» **Work instructions**:
Search the material below for the word "index" and copy every line in which it occurs.

» **Supplied information**:
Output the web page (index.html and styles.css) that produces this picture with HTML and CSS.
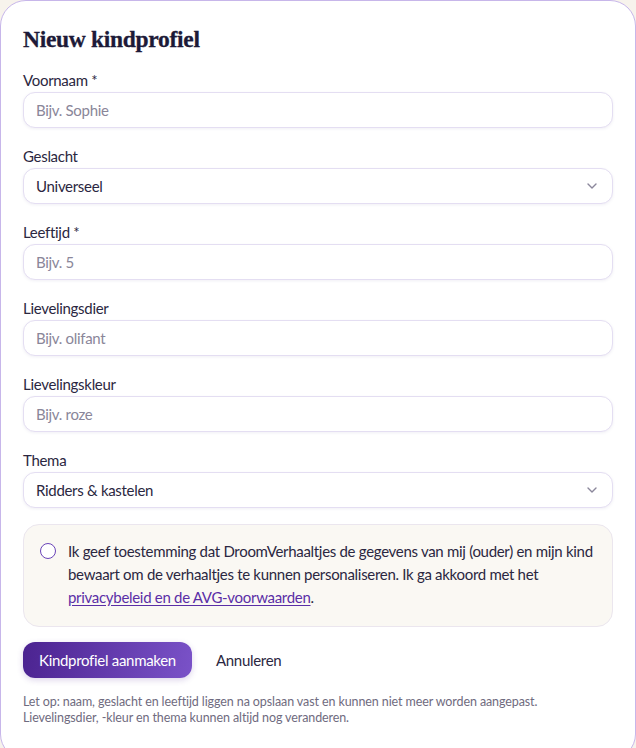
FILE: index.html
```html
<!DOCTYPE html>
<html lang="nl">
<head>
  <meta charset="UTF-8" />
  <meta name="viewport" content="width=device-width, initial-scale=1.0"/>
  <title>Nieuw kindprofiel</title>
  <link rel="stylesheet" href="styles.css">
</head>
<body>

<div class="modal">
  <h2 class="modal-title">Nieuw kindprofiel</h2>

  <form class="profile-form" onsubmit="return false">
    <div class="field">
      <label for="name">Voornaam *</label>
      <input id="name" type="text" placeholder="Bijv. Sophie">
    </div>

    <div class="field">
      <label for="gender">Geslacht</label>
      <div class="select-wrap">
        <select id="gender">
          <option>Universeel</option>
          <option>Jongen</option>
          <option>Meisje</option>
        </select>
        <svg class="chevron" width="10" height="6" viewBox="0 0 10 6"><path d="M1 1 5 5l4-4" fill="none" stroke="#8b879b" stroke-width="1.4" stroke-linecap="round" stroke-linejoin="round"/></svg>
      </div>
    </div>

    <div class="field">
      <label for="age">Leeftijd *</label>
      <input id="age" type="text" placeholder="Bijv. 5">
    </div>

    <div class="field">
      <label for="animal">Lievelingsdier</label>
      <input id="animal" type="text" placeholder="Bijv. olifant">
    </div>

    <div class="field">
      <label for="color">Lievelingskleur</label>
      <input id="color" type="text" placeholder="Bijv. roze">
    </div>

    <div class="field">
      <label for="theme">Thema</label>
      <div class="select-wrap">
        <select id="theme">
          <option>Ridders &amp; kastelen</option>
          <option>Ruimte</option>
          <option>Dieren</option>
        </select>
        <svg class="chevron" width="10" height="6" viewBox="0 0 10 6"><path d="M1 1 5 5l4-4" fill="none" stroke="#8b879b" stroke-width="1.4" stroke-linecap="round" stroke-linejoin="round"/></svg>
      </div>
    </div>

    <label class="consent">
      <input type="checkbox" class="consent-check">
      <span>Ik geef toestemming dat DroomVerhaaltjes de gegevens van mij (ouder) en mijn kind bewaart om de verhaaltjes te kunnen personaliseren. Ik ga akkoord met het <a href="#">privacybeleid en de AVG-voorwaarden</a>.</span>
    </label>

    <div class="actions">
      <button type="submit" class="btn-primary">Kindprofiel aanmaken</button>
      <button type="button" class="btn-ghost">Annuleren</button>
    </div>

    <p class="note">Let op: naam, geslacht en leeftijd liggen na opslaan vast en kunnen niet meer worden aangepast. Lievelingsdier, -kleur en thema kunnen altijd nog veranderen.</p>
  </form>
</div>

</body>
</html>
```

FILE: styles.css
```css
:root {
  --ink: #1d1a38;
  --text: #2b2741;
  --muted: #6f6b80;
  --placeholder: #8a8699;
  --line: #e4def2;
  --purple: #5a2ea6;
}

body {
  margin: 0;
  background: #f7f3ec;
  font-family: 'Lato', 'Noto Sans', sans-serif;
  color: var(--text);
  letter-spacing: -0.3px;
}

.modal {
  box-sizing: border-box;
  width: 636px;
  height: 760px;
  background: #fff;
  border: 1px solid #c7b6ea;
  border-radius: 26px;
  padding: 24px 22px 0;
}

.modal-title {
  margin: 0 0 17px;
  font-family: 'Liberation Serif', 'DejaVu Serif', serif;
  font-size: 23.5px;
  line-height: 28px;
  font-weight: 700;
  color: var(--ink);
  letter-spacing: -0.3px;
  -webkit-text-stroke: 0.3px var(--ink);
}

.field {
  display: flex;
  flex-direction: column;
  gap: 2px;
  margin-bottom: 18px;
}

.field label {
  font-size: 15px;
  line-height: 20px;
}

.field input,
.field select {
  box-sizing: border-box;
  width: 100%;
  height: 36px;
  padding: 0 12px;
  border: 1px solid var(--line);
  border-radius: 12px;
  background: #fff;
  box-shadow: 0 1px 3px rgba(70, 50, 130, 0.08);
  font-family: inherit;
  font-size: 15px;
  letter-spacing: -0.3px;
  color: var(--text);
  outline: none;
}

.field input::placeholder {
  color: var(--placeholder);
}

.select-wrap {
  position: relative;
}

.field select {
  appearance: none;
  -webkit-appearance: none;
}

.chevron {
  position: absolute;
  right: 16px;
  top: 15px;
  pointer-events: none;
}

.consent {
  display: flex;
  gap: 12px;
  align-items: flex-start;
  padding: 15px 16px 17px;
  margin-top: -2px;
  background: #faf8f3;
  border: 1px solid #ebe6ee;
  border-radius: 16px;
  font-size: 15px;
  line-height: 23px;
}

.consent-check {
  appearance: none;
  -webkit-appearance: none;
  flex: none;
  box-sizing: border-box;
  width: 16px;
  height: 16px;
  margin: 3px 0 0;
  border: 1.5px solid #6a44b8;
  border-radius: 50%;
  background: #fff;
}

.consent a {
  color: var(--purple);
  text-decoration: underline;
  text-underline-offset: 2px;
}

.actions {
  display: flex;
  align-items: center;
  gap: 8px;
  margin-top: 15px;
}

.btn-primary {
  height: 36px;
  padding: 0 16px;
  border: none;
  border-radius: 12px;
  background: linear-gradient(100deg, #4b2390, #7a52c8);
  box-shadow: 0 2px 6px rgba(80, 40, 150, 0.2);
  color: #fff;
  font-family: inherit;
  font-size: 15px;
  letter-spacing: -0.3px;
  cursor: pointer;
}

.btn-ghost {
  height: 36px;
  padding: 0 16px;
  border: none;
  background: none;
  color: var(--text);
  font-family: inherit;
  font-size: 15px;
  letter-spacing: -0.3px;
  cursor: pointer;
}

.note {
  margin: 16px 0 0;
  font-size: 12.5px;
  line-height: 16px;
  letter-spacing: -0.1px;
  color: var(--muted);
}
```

» **Worked answer**:
Output the web page (index.html and styles.css) that produces this picture with HTML and CSS.
FILE: index.html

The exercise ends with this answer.